Two recent articles discuss the conversion to Islam of the French scholar Eva de Vitray-Meyerovitch (1909–99). They are Doha Tazi Hemida, “Another Orientalism? The Case of Eva de Vitray-Meyerovitch and Rumi,” Interventions: International Journal of Postcolonial Studies 25:4 (2023), 521-539, available here, and Samir Abdelli, “’Je ne reniais ni la Thorah ni l’Évangile.’ Eva Meyerovitch (1909-1999), devenir musulmane et rester chrétienne ?” L’Année du Maghreb 34 (2025), available here (open access).
De Vitray-Meyerovitch was brought up in France as a Catholic, abandoned Catholic practice as various doubts crystalized, and married a Jew in a civil marriage. She turned to Islam through Louis Massignon (1883-1962), reading Muhammad Iqbal (1877–1938), and translating Rumi, who she came to see as her true shaykh. In addition to this she joined the Boutchichiyya, which discovered through the Traditionalist Boutchichi Faouzi Skali (born 1953).
Tazi Hemida and Abdelli both note the similarities between de Vitray-Meyerovitch and the Traditionalists. She does not, so far as I know, ever cite the Traditionalists, however, and differs from them in that she was not a critic of modernity (she even welcomed Iqbal’s modernity), and did not refer to esotericism, despite her Sufism. Her universalism was in some ways in the tradition of what might be termed Massignon’s spiritual sensibility, and also followed Iqbal. In her own words (following a citation by Abdelli)
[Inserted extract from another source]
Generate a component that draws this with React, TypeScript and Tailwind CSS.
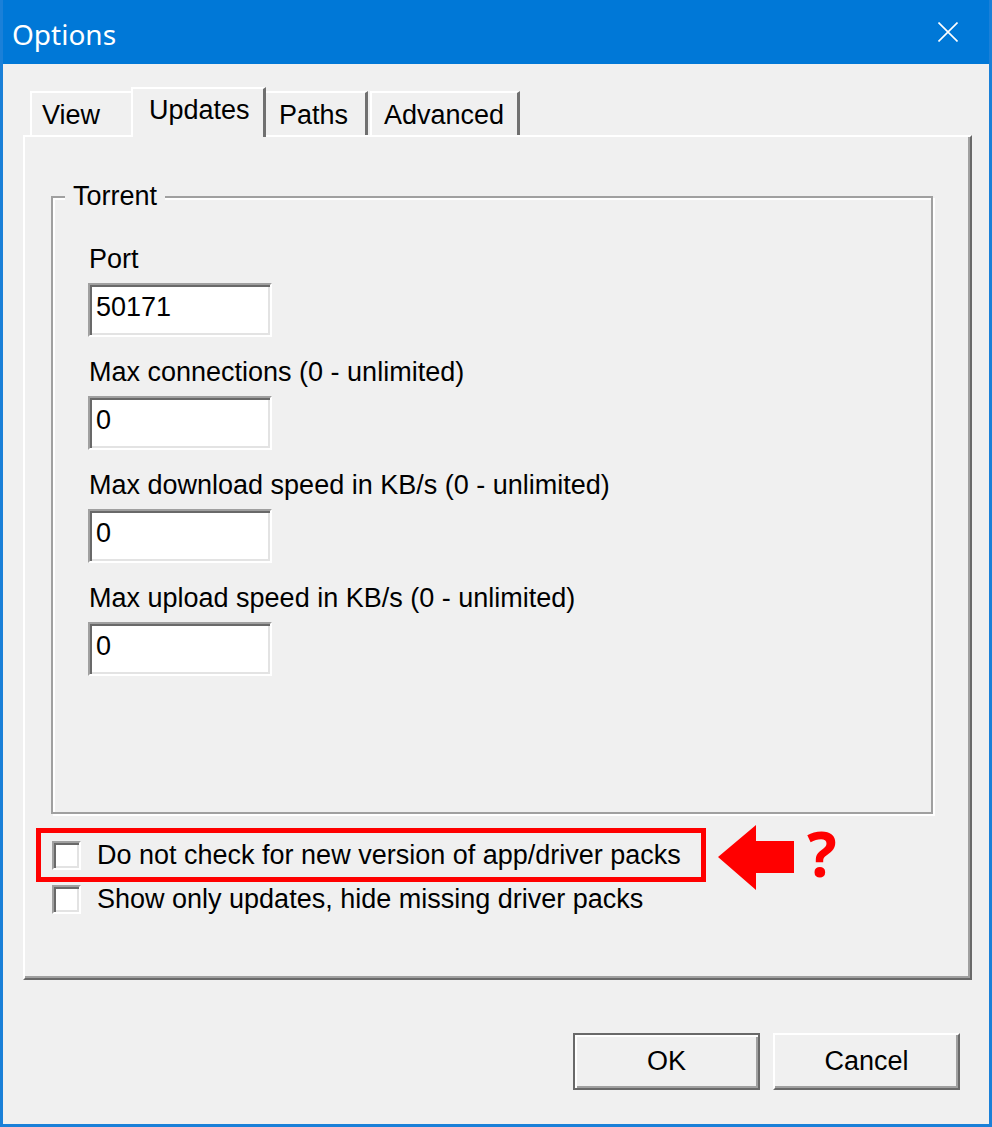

You have to be prepared for a meeting or a book to turn your life upside down. I was already on a path of free inquiry, personal interpretation, and individual research, and I found all of that concretized in a great thinker [Iqbal]. And then I was happy to realize that I was not alone, lost on a side road, but that I was, without knowing it, part of a great tradition. And that without having to renounce anything. I did not renounce the Torah or the Gospel. I simply left aside what had always annoyed me: the conciliar, dogmatic decisions of gentlemen gathered in Rome to decide that God is this or that.
De Vitray-Meyerovitch was more of a universalist than a perennialist, then, arriving at a similar destination by a different route.